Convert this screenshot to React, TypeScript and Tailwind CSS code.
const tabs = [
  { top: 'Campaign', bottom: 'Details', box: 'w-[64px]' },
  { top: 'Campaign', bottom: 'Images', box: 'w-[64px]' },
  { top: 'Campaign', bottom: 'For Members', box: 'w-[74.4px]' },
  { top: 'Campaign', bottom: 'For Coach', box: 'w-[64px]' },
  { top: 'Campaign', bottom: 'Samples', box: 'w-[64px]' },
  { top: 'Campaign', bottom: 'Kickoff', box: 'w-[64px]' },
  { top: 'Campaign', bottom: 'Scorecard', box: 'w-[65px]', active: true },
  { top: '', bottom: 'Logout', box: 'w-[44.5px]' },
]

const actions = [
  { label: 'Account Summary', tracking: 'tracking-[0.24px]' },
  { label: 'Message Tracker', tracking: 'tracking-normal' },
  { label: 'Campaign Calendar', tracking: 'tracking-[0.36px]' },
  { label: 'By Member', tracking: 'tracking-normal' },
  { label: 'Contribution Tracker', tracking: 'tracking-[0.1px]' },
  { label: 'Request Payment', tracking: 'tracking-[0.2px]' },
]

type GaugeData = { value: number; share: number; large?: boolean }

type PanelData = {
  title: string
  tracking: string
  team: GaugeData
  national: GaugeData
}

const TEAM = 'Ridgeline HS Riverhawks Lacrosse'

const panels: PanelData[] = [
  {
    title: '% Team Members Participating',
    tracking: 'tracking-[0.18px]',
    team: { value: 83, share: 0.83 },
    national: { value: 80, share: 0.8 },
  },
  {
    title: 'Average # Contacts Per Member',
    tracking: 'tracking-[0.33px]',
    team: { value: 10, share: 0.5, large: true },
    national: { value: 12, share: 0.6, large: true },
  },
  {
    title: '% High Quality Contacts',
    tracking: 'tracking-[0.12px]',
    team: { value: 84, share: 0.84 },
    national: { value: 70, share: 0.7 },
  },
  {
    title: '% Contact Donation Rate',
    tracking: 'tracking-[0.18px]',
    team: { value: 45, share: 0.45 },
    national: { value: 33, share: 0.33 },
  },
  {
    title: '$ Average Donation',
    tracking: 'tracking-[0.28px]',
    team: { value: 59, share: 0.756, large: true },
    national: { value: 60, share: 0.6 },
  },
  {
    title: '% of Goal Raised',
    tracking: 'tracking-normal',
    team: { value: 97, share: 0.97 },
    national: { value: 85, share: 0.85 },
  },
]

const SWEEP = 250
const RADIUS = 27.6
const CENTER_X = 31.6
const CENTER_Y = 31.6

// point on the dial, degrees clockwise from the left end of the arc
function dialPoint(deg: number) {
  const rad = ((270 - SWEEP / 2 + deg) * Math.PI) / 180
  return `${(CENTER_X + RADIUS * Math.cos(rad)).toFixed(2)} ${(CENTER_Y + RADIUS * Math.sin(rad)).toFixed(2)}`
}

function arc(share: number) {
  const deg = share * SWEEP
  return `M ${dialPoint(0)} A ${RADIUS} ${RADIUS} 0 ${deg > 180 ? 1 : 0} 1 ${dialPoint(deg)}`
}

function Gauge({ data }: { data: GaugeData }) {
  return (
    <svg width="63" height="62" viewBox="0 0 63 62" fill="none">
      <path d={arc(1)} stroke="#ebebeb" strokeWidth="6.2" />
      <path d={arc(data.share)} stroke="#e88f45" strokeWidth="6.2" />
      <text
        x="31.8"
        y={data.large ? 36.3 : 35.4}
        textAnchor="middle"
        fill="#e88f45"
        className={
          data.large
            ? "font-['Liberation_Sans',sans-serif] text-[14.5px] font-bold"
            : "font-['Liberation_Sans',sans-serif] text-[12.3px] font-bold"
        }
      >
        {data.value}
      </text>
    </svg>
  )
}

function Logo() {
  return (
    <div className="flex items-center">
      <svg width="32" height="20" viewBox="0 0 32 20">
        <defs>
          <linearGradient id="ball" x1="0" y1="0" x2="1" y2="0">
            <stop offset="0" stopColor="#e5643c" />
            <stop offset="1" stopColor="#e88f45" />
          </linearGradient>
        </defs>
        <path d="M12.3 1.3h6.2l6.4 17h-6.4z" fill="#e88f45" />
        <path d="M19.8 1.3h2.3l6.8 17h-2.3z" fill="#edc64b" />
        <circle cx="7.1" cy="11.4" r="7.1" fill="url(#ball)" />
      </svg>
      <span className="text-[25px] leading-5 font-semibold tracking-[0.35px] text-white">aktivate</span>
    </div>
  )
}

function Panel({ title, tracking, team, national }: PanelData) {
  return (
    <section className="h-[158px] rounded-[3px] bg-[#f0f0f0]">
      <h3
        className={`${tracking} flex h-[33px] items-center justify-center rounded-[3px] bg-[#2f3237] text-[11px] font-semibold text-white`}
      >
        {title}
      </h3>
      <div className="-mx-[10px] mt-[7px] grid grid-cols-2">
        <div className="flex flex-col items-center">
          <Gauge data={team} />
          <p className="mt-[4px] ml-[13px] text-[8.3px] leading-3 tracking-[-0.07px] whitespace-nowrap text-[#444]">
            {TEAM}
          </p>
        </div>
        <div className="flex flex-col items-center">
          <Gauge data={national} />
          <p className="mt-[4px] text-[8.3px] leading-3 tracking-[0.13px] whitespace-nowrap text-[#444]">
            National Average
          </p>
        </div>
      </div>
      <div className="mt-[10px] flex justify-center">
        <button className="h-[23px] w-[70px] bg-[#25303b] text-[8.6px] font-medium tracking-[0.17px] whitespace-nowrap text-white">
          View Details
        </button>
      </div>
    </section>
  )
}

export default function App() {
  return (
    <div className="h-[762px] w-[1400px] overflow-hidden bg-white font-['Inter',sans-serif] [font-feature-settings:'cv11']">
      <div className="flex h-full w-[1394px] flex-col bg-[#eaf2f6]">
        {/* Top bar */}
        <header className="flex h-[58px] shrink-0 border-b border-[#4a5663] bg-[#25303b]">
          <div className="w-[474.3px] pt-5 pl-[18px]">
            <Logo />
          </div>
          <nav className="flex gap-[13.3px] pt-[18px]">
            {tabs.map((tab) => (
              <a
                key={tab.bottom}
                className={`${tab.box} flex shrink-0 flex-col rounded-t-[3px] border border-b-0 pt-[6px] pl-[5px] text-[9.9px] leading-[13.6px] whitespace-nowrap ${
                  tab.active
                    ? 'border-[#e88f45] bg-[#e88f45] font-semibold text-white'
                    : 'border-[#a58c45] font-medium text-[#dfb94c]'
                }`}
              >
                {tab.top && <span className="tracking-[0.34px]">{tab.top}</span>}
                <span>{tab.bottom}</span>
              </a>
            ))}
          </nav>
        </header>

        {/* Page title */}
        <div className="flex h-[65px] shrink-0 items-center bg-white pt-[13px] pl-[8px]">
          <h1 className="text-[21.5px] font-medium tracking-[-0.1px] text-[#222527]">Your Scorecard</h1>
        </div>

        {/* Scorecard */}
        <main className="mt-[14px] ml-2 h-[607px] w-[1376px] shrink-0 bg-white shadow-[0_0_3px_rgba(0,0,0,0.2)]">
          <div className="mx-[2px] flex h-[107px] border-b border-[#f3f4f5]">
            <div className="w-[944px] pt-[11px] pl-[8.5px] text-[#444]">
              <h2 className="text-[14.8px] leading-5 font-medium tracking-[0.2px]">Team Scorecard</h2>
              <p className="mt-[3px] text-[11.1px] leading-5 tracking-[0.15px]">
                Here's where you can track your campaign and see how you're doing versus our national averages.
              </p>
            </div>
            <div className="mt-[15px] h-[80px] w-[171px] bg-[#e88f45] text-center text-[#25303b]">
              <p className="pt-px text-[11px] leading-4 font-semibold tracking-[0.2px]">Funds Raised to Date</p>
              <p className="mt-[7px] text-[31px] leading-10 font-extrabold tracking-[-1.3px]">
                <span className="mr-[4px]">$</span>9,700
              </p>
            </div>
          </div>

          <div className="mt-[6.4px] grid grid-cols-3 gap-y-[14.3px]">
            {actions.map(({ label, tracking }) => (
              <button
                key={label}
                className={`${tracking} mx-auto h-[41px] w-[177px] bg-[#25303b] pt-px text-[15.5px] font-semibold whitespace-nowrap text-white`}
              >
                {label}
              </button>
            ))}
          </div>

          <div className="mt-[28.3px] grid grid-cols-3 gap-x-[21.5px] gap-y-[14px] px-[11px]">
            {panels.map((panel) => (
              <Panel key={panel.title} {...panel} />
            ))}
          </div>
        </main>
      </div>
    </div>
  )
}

-- -- --

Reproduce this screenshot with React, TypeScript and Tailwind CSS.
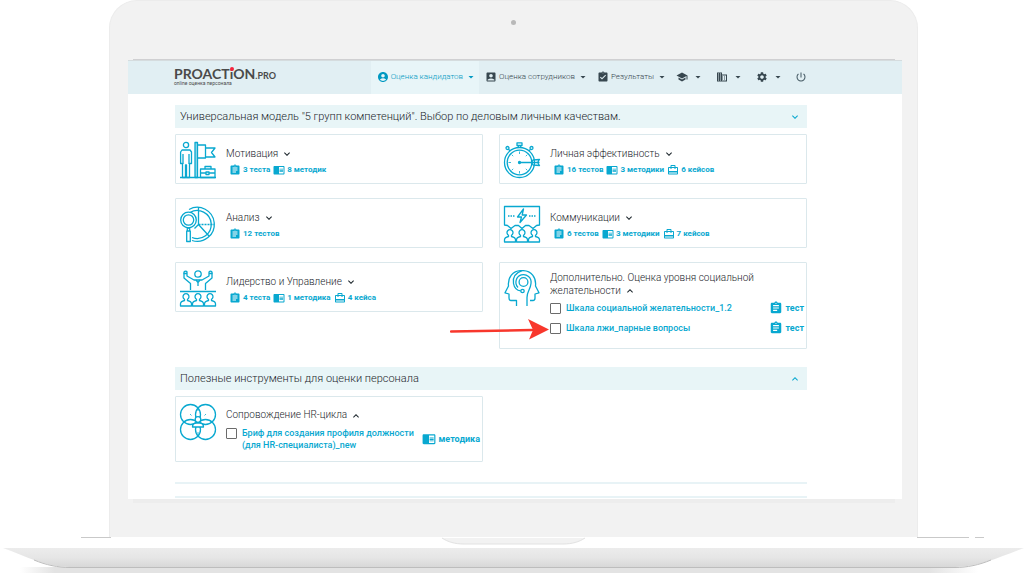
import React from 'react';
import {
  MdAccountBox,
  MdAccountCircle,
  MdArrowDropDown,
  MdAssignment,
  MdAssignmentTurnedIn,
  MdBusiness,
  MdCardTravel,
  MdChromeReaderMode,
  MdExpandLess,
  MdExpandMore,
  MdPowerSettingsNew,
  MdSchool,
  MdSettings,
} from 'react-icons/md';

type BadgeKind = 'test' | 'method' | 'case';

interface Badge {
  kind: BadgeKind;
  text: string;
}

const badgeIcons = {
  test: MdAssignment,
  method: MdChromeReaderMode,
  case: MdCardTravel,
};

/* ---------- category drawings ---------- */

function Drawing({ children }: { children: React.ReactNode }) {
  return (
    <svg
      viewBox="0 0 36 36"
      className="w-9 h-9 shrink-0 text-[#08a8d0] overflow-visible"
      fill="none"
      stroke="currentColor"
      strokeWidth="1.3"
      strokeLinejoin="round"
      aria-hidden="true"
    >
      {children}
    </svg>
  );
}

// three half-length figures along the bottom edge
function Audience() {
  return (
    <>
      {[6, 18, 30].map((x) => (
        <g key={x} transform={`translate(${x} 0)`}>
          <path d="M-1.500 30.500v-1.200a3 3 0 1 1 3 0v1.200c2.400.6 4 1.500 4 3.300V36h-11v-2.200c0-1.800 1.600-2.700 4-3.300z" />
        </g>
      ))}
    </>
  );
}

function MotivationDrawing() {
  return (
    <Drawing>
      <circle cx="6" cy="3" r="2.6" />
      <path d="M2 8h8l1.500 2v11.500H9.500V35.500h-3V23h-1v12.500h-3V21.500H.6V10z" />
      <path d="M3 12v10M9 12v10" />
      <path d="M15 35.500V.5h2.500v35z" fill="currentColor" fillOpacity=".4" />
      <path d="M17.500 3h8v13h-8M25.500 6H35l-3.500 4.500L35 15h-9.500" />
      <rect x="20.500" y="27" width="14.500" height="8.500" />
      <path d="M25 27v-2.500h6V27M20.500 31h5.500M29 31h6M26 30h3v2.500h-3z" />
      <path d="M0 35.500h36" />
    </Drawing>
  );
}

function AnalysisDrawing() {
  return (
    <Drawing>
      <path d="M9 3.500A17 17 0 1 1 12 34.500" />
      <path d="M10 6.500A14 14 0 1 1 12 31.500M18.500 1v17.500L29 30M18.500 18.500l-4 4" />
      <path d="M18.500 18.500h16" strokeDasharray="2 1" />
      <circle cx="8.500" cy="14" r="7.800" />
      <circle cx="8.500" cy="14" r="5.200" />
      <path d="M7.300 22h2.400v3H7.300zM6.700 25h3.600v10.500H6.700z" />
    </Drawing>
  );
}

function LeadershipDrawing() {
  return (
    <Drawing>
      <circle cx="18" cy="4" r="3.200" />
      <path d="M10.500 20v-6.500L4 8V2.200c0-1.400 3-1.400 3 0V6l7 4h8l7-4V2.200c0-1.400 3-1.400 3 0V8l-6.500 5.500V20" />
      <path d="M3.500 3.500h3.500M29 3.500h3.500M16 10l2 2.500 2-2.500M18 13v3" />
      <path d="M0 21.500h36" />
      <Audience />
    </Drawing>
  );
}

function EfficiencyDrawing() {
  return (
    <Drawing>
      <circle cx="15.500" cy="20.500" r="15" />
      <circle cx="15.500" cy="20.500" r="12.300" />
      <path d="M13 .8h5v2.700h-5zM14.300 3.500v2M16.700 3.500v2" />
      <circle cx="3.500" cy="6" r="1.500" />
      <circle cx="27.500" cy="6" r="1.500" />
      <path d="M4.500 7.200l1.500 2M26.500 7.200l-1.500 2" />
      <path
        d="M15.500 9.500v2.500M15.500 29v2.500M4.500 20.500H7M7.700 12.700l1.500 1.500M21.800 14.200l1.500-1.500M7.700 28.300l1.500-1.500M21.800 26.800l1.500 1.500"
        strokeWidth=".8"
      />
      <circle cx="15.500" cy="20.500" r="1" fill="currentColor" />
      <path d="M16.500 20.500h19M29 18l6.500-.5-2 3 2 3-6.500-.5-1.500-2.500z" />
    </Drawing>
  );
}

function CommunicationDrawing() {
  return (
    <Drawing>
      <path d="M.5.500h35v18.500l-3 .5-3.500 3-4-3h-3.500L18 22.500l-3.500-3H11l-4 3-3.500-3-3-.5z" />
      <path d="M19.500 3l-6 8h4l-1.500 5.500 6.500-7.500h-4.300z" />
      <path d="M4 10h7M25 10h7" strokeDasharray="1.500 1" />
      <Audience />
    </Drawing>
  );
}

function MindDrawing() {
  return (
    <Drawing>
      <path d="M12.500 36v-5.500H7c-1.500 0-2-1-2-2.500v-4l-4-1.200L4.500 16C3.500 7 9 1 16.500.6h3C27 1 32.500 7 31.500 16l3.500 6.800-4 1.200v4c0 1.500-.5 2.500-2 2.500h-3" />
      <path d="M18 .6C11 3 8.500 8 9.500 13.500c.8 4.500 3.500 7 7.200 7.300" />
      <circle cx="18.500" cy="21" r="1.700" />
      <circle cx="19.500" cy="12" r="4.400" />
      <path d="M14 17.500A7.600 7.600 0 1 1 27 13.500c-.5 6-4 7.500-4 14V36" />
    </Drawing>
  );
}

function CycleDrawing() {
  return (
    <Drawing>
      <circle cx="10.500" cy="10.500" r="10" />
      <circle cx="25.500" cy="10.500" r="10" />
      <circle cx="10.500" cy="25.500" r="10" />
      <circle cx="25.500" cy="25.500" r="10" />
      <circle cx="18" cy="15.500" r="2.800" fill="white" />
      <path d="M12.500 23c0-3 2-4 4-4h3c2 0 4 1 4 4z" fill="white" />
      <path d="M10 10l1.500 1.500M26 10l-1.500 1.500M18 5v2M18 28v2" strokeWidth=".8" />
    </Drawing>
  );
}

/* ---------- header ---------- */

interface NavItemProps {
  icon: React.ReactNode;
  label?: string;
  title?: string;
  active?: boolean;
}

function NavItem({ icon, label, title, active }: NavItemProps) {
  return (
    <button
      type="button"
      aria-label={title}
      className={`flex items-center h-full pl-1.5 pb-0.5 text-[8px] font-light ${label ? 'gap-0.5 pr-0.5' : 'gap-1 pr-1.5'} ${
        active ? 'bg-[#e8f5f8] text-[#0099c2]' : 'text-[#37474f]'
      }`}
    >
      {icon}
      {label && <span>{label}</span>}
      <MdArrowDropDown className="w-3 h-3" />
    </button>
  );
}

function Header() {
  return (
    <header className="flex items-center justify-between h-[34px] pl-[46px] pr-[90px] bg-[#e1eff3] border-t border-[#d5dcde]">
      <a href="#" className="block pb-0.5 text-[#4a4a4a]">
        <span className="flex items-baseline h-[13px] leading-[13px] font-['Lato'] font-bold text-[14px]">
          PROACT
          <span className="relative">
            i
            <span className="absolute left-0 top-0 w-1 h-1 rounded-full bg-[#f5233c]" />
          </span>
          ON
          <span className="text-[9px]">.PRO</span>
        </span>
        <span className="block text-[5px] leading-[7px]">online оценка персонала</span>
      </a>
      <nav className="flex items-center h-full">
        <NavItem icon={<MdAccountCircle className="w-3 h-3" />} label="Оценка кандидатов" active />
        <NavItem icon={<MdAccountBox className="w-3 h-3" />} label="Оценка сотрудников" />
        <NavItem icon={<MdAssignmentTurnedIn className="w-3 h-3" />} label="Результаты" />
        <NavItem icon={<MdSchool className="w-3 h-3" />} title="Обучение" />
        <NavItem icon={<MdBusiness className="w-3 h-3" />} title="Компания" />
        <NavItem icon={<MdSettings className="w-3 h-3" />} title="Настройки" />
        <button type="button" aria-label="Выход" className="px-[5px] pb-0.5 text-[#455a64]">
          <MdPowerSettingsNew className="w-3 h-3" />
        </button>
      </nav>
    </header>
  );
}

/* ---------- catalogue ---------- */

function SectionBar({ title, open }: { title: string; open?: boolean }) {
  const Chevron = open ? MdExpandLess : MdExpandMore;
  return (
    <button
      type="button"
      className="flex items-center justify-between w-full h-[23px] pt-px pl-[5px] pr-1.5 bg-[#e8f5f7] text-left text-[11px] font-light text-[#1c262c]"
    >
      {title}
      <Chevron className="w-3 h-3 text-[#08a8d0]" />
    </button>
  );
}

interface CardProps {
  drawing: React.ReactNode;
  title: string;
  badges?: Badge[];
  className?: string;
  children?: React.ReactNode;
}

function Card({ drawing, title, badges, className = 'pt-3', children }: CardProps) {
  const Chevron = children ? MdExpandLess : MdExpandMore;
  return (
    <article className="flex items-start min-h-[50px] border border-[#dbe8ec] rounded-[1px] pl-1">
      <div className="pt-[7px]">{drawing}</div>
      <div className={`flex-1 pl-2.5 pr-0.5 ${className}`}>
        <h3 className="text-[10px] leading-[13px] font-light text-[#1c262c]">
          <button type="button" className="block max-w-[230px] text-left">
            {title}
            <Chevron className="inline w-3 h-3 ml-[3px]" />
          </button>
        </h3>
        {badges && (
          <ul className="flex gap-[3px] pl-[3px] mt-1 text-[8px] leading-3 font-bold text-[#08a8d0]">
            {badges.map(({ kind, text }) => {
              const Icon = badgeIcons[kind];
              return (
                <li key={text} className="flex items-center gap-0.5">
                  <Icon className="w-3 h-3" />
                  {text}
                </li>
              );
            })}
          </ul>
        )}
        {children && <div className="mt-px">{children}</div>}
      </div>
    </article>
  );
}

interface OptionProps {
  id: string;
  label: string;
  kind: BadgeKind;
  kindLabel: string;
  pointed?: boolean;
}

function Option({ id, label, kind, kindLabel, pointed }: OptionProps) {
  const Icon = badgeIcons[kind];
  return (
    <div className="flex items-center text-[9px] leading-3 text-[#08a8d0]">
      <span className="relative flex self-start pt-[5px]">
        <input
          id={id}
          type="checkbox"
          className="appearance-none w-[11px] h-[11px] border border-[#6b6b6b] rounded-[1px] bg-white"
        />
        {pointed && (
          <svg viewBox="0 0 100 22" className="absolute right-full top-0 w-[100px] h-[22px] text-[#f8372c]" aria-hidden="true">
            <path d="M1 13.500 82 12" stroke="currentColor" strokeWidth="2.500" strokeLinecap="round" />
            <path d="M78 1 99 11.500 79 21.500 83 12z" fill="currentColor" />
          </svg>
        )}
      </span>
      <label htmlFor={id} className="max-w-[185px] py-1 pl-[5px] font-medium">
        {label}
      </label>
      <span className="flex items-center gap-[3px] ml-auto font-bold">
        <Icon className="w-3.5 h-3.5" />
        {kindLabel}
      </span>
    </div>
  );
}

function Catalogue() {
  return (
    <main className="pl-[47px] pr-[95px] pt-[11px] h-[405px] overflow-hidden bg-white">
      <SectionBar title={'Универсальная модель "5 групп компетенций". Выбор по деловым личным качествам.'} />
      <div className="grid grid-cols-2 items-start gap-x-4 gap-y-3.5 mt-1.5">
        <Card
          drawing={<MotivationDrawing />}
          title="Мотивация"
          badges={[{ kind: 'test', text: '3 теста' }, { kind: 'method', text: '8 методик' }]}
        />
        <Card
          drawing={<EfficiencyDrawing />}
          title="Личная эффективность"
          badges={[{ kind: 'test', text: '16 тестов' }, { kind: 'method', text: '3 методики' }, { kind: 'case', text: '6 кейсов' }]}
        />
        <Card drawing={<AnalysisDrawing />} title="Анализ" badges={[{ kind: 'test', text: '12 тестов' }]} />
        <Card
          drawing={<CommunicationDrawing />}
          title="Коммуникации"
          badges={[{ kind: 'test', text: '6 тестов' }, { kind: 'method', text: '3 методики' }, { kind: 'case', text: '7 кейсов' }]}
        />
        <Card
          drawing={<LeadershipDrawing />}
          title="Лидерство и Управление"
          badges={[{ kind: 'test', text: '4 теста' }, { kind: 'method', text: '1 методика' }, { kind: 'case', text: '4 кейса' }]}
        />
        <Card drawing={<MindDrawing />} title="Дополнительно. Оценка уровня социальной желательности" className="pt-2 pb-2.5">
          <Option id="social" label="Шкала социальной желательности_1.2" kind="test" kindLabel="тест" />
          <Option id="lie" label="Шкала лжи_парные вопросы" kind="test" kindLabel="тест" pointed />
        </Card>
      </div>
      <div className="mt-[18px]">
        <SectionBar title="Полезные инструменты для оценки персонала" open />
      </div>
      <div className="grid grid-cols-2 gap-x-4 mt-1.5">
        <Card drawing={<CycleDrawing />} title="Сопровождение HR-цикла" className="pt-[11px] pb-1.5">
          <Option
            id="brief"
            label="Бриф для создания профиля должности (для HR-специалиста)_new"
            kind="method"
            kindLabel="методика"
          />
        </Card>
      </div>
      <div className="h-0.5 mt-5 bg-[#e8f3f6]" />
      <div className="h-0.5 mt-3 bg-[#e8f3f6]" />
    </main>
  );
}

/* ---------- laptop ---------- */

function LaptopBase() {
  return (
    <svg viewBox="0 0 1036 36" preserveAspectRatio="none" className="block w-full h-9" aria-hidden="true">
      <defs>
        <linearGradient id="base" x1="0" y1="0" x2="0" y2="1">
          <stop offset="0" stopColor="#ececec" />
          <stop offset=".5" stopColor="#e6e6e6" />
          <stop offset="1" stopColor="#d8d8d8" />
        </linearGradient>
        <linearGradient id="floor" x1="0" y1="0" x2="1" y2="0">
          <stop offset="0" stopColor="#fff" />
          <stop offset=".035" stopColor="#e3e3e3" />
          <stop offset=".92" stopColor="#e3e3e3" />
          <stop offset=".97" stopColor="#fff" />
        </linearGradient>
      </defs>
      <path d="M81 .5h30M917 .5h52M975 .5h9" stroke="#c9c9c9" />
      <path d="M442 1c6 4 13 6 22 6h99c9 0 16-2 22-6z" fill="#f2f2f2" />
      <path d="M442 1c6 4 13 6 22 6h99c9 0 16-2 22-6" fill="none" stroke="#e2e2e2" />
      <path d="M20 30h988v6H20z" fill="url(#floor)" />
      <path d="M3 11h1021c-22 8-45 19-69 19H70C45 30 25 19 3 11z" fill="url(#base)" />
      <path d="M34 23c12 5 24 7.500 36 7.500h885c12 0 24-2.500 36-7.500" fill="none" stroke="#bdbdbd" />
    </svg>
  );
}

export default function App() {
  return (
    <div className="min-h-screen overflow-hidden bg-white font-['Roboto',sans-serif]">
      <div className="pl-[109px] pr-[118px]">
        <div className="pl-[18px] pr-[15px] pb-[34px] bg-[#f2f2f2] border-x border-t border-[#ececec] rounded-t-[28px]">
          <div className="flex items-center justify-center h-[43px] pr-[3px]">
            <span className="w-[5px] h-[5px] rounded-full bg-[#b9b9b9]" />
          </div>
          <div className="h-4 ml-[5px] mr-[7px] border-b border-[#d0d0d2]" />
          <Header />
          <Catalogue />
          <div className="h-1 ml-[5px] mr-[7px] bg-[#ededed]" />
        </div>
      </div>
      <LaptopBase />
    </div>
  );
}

-- -- --

Do this: Copy word for word only the lines above from the one with "Reproduce this screenshot" through the one with "drawings ---------- */". Leave pictures out.

Final result:
Reproduce this screenshot with React, TypeScript and Tailwind CSS.
import React from 'react';
import {
  MdAccountBox,
  MdAccountCircle,
  MdArrowDropDown,
  MdAssignment,
  MdAssignmentTurnedIn,
  MdBusiness,
  MdCardTravel,
  MdChromeReaderMode,
  MdExpandLess,
  MdExpandMore,
  MdPowerSettingsNew,
  MdSchool,
  MdSettings,
} from 'react-icons/md';

type BadgeKind = 'test' | 'method' | 'case';

interface Badge {
  kind: BadgeKind;
  text: string;
}

const badgeIcons = {
  test: MdAssignment,
  method: MdChromeReaderMode,
  case: MdCardTravel,
};

/* ---------- category drawings ---------- */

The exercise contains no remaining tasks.